There’s a lot that happens in this book, but there is also a ton of social commentary. I’d actually say that this book has more commentary than any in the series so far. Betrayal, greed, corruption, etc, they’re all explored in depth in this book.
“We have a talent for disguising greed under the cloak of freedom. As for past acts of depravity, we prefer to ignore those. Progress, after all, means to look ever forward, and whatever we have trampled in our wake is best forgotten.”
Where the first 4 books of the Malazan series set up the universe for the reader, Midnight Tides sets up the events that lead to the finale of the series, which makes it a must read. But it also ends up being one of the best books in the entire series.
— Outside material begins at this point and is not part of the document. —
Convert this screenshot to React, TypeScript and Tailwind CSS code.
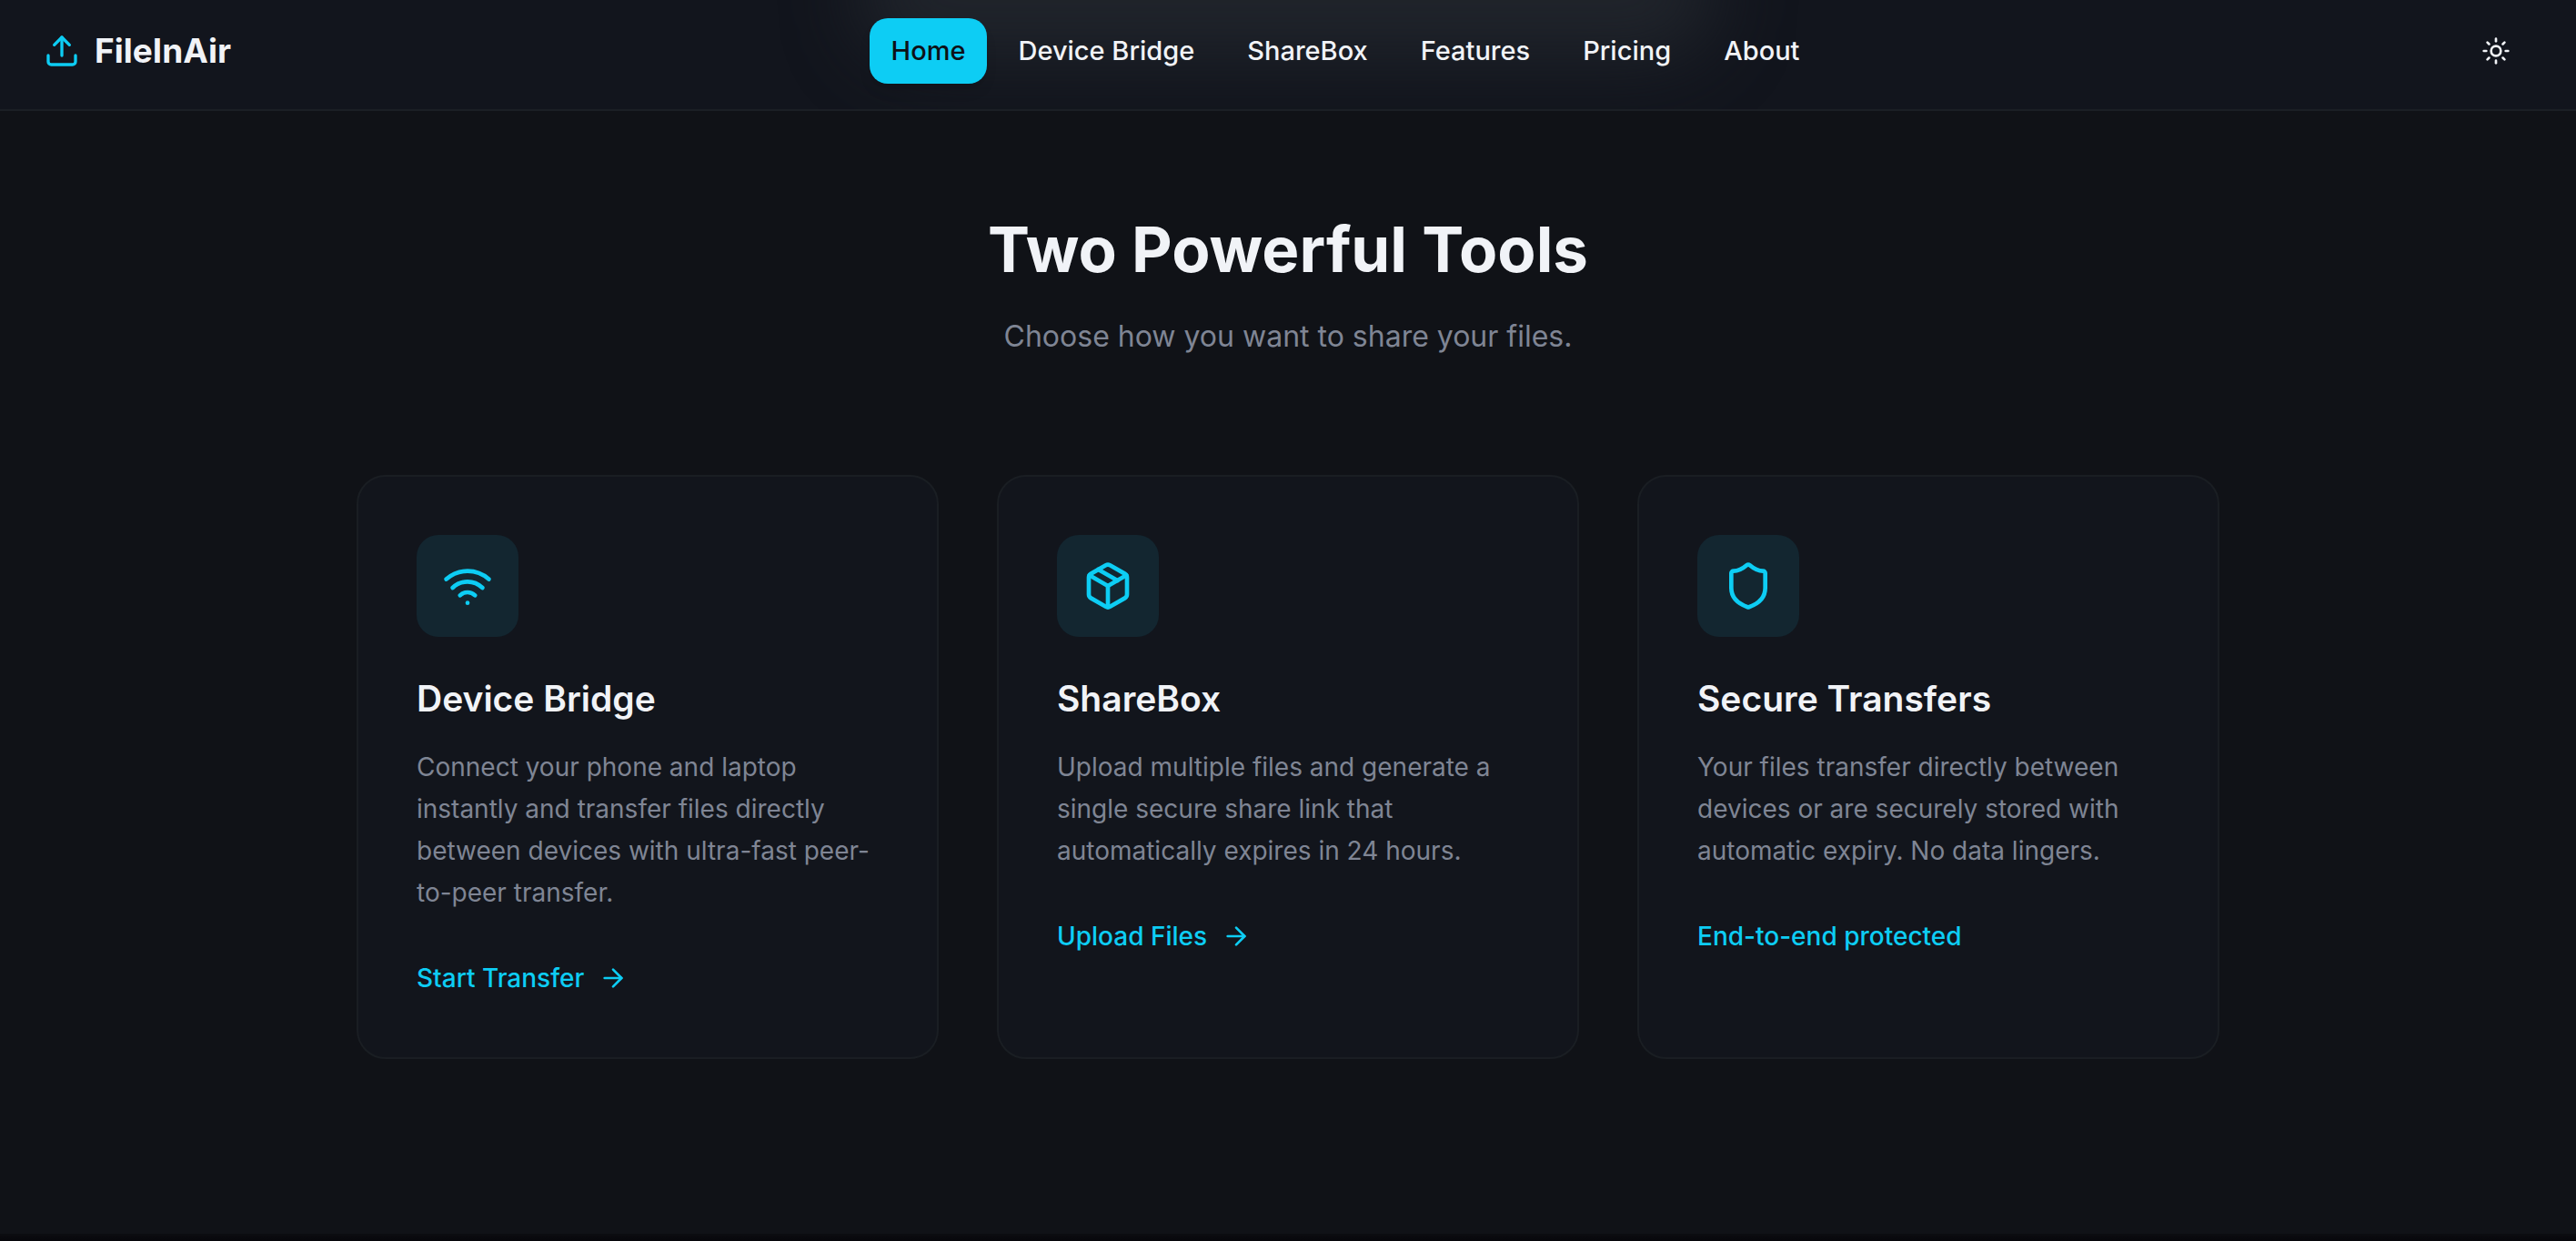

“Do not seek to find hope among your leaders. They are the repositories of poison. Their interest in you extends only so far as their ability to control you. From you, they seek duty and obedience, and they will ply you with the language of stirring faith. They seek followers, and woe to those who question, or voice challenge. ‘Civilization after civilization, it is the same. The world falls to tyranny with a whisper. The frightened are ever keen to bow to a perceived necessity, in the belief that necessity forces conformity, and conformity a certain stability. In a world shaped into conformity, dissidents stand out, are easily branded and dealt with. There is no multitude of perspectives, no dialogue. The victim assumes the face of the tyrant, self-righteous and intransigent, and wars breed like vermin. And people die.”